Business week has come up with an article about Mobile VoIP and some of the players that are ruling the roost in this arena. What this mean is that Mobile VoIP is gaining momentum and mainstream is recognizing the potential in this technology. From a technology standpoint, this has been there for a long time. What wasn’t available was a good wireless data network bandwidth to carry voice packets. Earlier it was GPRS and with the evolution of EDGE, HSDPA, 3G, CDMA rev-a, data bandwidth has gained a big boost. I guess what matters to the users trying out these mobile apps is the QOS and with the right bandwidth, you can get a very good voice quality. Check out my earlier article on different Mobile VoIP calling options
Business week sites how users could save lot of money using applications like Gorilla Mobile that relies on Internet-based technology. Some of the applications like truphone, fring, mig33 support free calling if both the originator and the recipient have their clients installed. Basically this bypasses operator’s circuit switch network completely. ( Truphone as a MVNO 2.0 ) Off course this is worrisome to the operator. For those consumers who make lot of international calls and national calls with limited voice calling plans, Mobile VoIP is a blessing and big time money saver. What this means is- u could just get a unlimited data plan and basic voice plan and use one of these clients to make voice calls.
Acoording to the article:
Wireless carriers are expected to generate $700.7 billion in sales of voice services this year, according to consulting firm Ovum. Still, carriers in the fiercely competitive mobile-phone industry will be none too pleased with newcomers snapping up a portion of the almost one-quarter of all wireless minutes now devoted to long-distance and international calls. Insight Research estimates that together, international and long distance will make up 24% of the 1.2 billion wireless minutes used this year.
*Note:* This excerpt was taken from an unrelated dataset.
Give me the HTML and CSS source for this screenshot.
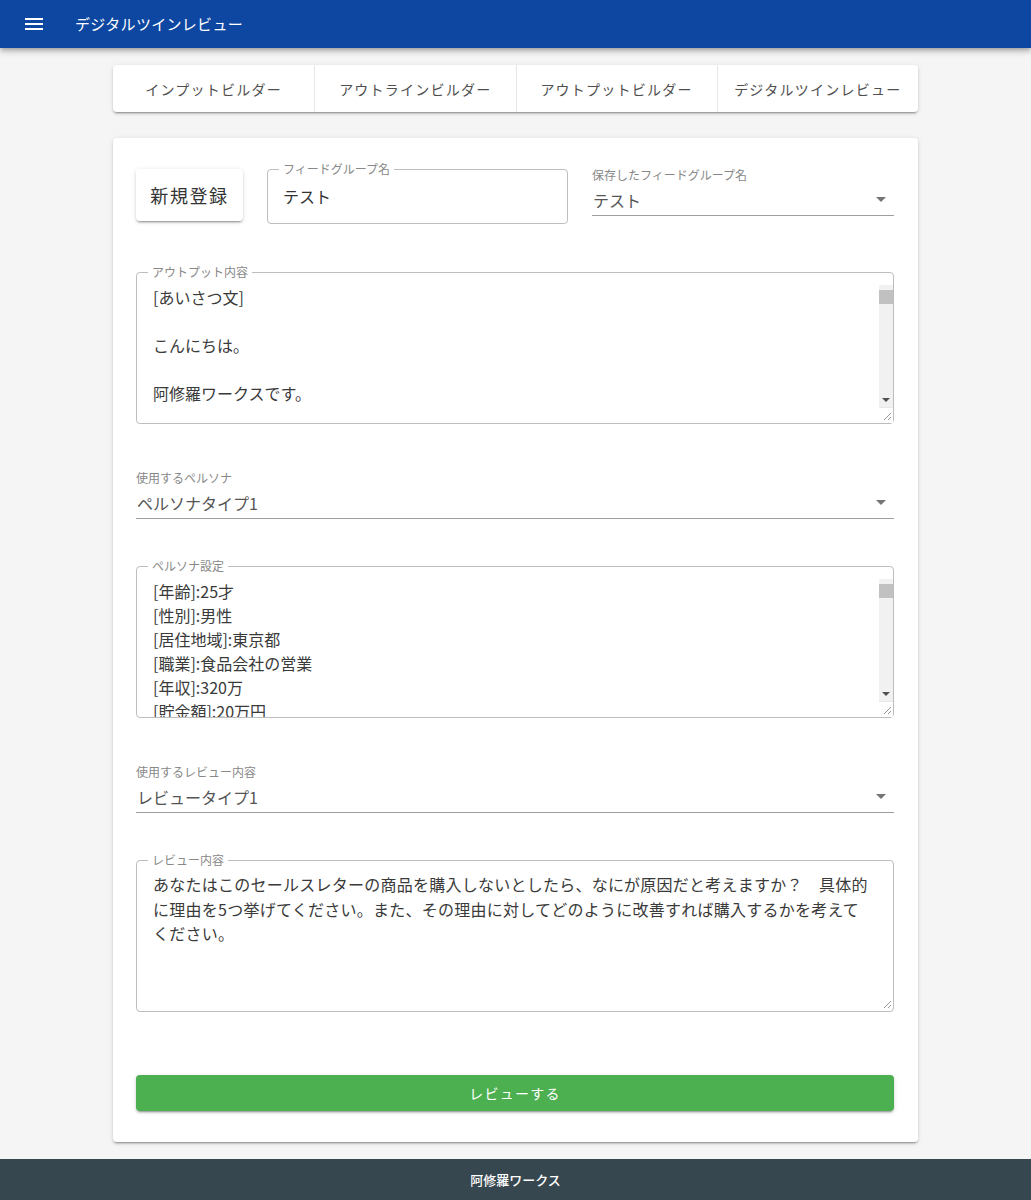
FILE: index.html
```html
<!DOCTYPE html>
<html lang="ja">
<head>
<meta charset="utf-8">
<title>デジタルツインレビュー</title>
<link rel="stylesheet" href="styles.css">
</head>
<body>
<header class="appbar">
  <span class="menu-icon">
    <svg width="18" height="12" viewBox="0 0 18 12"><rect x="0" y="0" width="18" height="2"/><rect x="0" y="5" width="18" height="2"/><rect x="0" y="10" width="18" height="2"/></svg>
  </span>
  <span class="app-title">デジタルツインレビュー</span>
</header>

<main class="page">
  <nav class="tabs">
    <a class="tab">インプットビルダー</a>
    <a class="tab">アウトラインビルダー</a>
    <a class="tab">アウトプットビルダー</a>
    <a class="tab">デジタルツインレビュー</a>
  </nav>

  <section class="card">
    <div class="row-top">
      <button class="btn-new">新規登録</button>
      <div class="outlined field-name">
        <span class="olabel">フィードグループ名</span>
        <span class="ovalue">テスト</span>
      </div>
      <div class="select select-top">
        <span class="slabel">保存したフィードグループ名</span>
        <div class="svalue"><span>テスト</span><i class="caret"></i></div>
      </div>
    </div>

    <div class="outlined area">
      <span class="olabel">アウトプット内容</span>
      <textarea class="area-text" readonly>[あいさつ文]

こんにちは。

阿修羅ワークスです。

本日はお忙しいところ、
ありがとうございます。</textarea>
      <div class="fake-scroll">
        <span class="sb-gap"></span>
        <span class="sb-thumb"></span>
        <span class="sb-fill"></span>
        <span class="sb-down"><i class="sb-arrow"></i></span>
        <span class="sb-resizer"><svg width="10" height="10" viewBox="0 0 10 10"><path d="M9 2 L2 9 M9 6 L6 9" stroke="#999" stroke-width="1" fill="none"/></svg></span>
      </div>
    </div>

    <div class="select select-gap">
      <span class="slabel">使用するペルソナ</span>
      <div class="svalue"><span>ペルソナタイプ1</span><i class="caret"></i></div>
    </div>

    <div class="outlined area">
      <span class="olabel">ペルソナ設定</span>
      <textarea class="area-text" readonly>[年齢]:25才
[性別]:男性
[居住地域]:東京都
[職業]:食品会社の営業
[年収]:320万
[貯金額]:20万円
[趣味]:映画鑑賞
[家族構成]:一人暮らし</textarea>
      <div class="fake-scroll">
        <span class="sb-gap"></span>
        <span class="sb-thumb"></span>
        <span class="sb-fill"></span>
        <span class="sb-down"><i class="sb-arrow"></i></span>
        <span class="sb-resizer"><svg width="10" height="10" viewBox="0 0 10 10"><path d="M9 2 L2 9 M9 6 L6 9" stroke="#999" stroke-width="1" fill="none"/></svg></span>
      </div>
    </div>

    <div class="select select-gap">
      <span class="slabel">使用するレビュー内容</span>
      <div class="svalue"><span>レビュータイプ1</span><i class="caret"></i></div>
    </div>

    <div class="outlined area">
      <span class="olabel">レビュー内容</span>
      <textarea class="area-text review-text" readonly>あなたはこのセールスレターの商品を購入しないとしたら、なにが原因だと考えますか？　具体的
に理由を5つ挙げてください。また、その理由に対してどのように改善すれば購入するかを考えて
ください。</textarea>
      <span class="corner-resizer"><svg width="10" height="10" viewBox="0 0 10 10"><path d="M9 2 L2 9 M9 6 L6 9" stroke="#999" stroke-width="1" fill="none"/></svg></span>
    </div>

    <button class="btn-review">レビューする</button>
  </section>
</main>

<footer class="footer">阿修羅ワークス</footer>
</body>
</html>
```

FILE: styles.css
```css
* { box-sizing: border-box; }

html, body {
  margin: 0;
  padding: 0;
}

body {
  background: #f5f5f5;
  font-family: "Noto Sans CJK JP", "Noto Sans", sans-serif;
  color: #333;
}

/* ---------- app bar ---------- */
.appbar {
  height: 48px;
  background: #0d47a1;
  display: flex;
  align-items: center;
  padding-left: 25px;
  box-shadow: 0 2px 4px -1px rgba(0,0,0,.2), 0 4px 5px 0 rgba(0,0,0,.14), 0 1px 10px 0 rgba(0,0,0,.12);
  position: relative;
  z-index: 2;
}

.menu-icon {
  display: flex;
  width: 18px;
  height: 12px;
  margin-right: 32px;
  fill: #fff;
}

.app-title {
  color: #fff;
  font-size: 15px;
  letter-spacing: 0.3px;
  line-height: 20px;
}

/* ---------- page ---------- */
.page {
  width: 805px;
  margin: 0 auto;
  padding-top: 17px;
}

.tabs {
  display: grid;
  grid-template-columns: repeat(4, 1fr);
  height: 47px;
  background: #fff;
  border-radius: 4px;
  box-shadow: 0 3px 1px -2px rgba(0,0,0,.2), 0 2px 2px 0 rgba(0,0,0,.14), 0 1px 5px 0 rgba(0,0,0,.12);
}

.tab {
  display: flex;
  align-items: center;
  justify-content: center;
  font-size: 14px;
  letter-spacing: 1.25px;
  color: #4f4f4f;
  border-left: 1px solid #e6e6e6;
}

.tab:first-child { border-left: none; }

.card {
  margin-top: 26px;
  background: #fff;
  border-radius: 4px;
  padding: 31px 24px 31px 23px;
  box-shadow: 0 3px 1px -2px rgba(0,0,0,.2), 0 2px 2px 0 rgba(0,0,0,.14), 0 1px 5px 0 rgba(0,0,0,.12);
}

/* ---------- top row ---------- */
.row-top {
  display: flex;
  align-items: flex-start;
  gap: 24px;
  height: 55px;
}

.btn-new {
  width: 107px;
  height: 52px;
  border: none;
  border-radius: 4px;
  background: #fff;
  font-family: inherit;
  font-size: 18px;
  letter-spacing: 1.6px;
  color: #333;
  padding: 0;
  box-shadow: 0 3px 1px -2px rgba(0,0,0,.2), 0 2px 2px 0 rgba(0,0,0,.14), 0 1px 5px 0 rgba(0,0,0,.12);
}

.outlined {
  position: relative;
  border: 1px solid #bdbdbd;
  border-radius: 4px;
  background: #fff;
}

.olabel {
  position: absolute;
  top: -8px;
  left: 11px;
  padding: 0 4px;
  background: #fff;
  font-size: 12px;
  line-height: 14px;
  color: #888;
}

.field-name {
  width: 301px;
  height: 55px;
  display: flex;
  align-items: center;
  padding-left: 15px;
}

.ovalue {
  font-size: 16px;
  line-height: 22px;
  color: #333;
  margin-top: -2px;
}

/* ---------- select ---------- */
.select {
  display: flex;
  flex-direction: column;
}

.select-top {
  flex: 1;
  margin-top: -1px;
}

.select-gap {
  margin-top: 47px;
}

.slabel {
  font-size: 12px;
  line-height: 14px;
  color: #888;
}

.svalue {
  display: flex;
  align-items: flex-start;
  justify-content: space-between;
  padding: 7px 0 4px 1px;
  border-bottom: 1px solid #9e9e9e;
  font-size: 16px;
  line-height: 22px;
  color: #555;
}

.caret {
  width: 0;
  height: 0;
  margin: 8px 8px 0 0;
  border-left: 5px solid transparent;
  border-right: 5px solid transparent;
  border-top: 5px solid #757575;
}

/* ---------- textarea ---------- */
.area {
  height: 152px;
  margin-top: 47px;
  padding-top: 12px;
}

.row-top + .area { margin-top: 48px; }

.area-text {
  display: block;
  width: 100%;
  height: 100%;
  border: none;
  outline: none;
  resize: none;
  overflow: hidden;
  padding: 0 20px 0 16px;
  margin: 0;
  background: transparent;
  font-family: "Noto Sans CJK JP", sans-serif;
  font-size: 16px;
  line-height: 24px;
  color: #3a3a3a;
  white-space: pre-wrap;
}

.review-text {
  letter-spacing: 0.25px;
  line-height: 24.5px;
  margin-top: -1px;
}

.fake-scroll {
  position: absolute;
  top: 12px;
  right: 0;
  bottom: 0;
  width: 14px;
  display: flex;
  flex-direction: column;
  background: #f1f1f1;
  border-bottom-right-radius: 3px;
}

.sb-gap { height: 5px; }

.sb-thumb {
  height: 14px;
  background: #c1c1c1;
}

.sb-fill { flex: 1; }

.sb-down {
  height: 14px;
  display: flex;
  align-items: center;
  justify-content: center;
}

.sb-arrow {
  width: 0;
  height: 0;
  border-left: 4px solid transparent;
  border-right: 4px solid transparent;
  border-top: 4px solid #505050;
}

.sb-resizer {
  height: 16px;
  background: #fff;
  display: flex;
  align-items: flex-end;
  justify-content: flex-end;
  padding: 0 1px 2px 0;
  border-top: 1px solid #e8e8e8;
}

.corner-resizer {
  position: absolute;
  right: 1px;
  bottom: 2px;
  display: flex;
}

/* ---------- review button ---------- */
.btn-review {
  display: block;
  width: 100%;
  height: 36px;
  margin-top: 63px;
  border: none;
  border-radius: 4px;
  background: #4caf50;
  color: #fff;
  font-family: inherit;
  font-size: 14px;
  letter-spacing: 1.25px;
  box-shadow: 0 3px 1px -2px rgba(0,0,0,.2), 0 2px 2px 0 rgba(0,0,0,.14), 0 1px 5px 0 rgba(0,0,0,.12);
}

/* ---------- footer ---------- */
.footer {
  margin-top: 17px;
  height: 41px;
  background: #37474f;
  color: #fff;
  font-size: 13px;
  font-weight: 500;
  display: flex;
  align-items: center;
  justify-content: center;
}
```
From a business standpoint, Telco operators are not gone sit and watch some third-party apps use their wireless data network and eat away their voice revenue, which is already taking a beating. I have mentioned this earlier many a times in my earlier articles about why operators would do anything to block Mobile VoIP calls. The recent dogfight between truphone and T-Mobile, Nokia dropping VoIP capability and Apple no iPhone SDK support for VoIP calls over wireless data network clearly proves the point. T-Mobile supports WIFI based calling via their own hotspots, caveat is, u need to pay $10 dollars for additional calling plan. Another point to mention here is that with unlimited voice calling minutes becoming cheaper day by day, using these apps makes more sense when u make more international calls. Also, Mobile VoIP would make perfect sense for corporate users who make lot of voice calls. We have seen lot of innovation in this arena FMC, UC, Femtocel. Not sure if any of these technology made big headways.
End of the day, all these apps are at the mercy of Operators. They have the potential to block any app that threatens their revenue.